Posted by David Mobrand at 5:47 pm on 20 July, 2009.
I think the worst things is when you agree to make a simple change and you delve into someone else’s poorly formatted tables based markup riddled with spacer gifs. One small change inexplicably breaks the whole thing and it can take even longer to fix the problem.
Posted by Matt at 11:42 am on 28 July, 2009.
Just the number of responses to this post (which is excellent by the way), goes to show that his is definitely not a problem that will require a 2minute solution.
Perhaps, if all you had to do was build a form like this it might take a shorter time, but once has to be aware of all the impacts a seemingly small change could have on your application.

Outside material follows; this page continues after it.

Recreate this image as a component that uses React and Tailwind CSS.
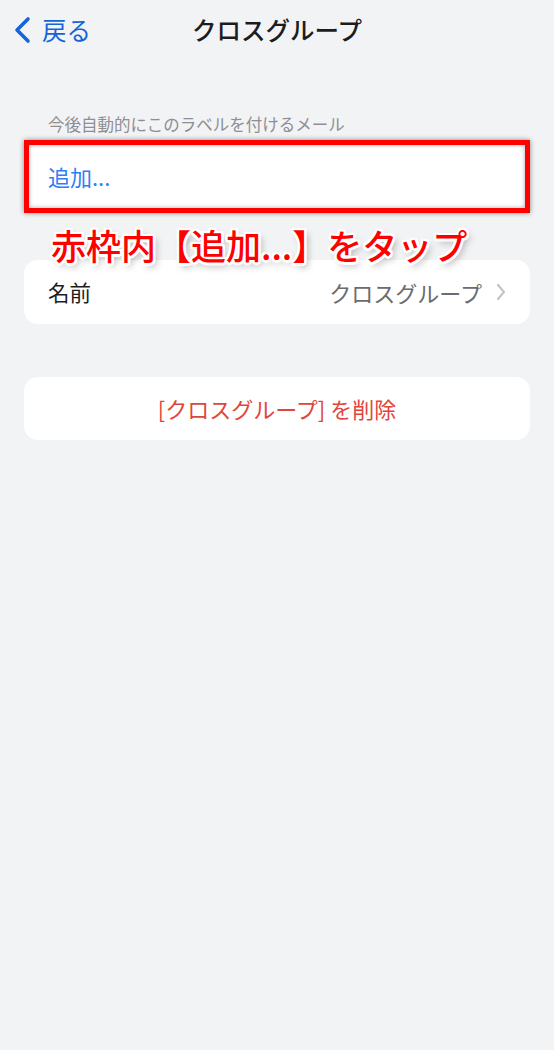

If it is solved with JS, then is it going to be consistent with what the rest of the application is behaving like?
What about previous reviews?
Should one make two versions of the review input for those that wish to send theirs by SMS?
For anyone claiming that this can be solved in 2 minutes, they might be right… but the solution will be poorly executed at best and potentially create more issues than would be solved by rushing a quarter-done product out the door.
Posted by teknoid at 5:01 pm on 19 January, 2010.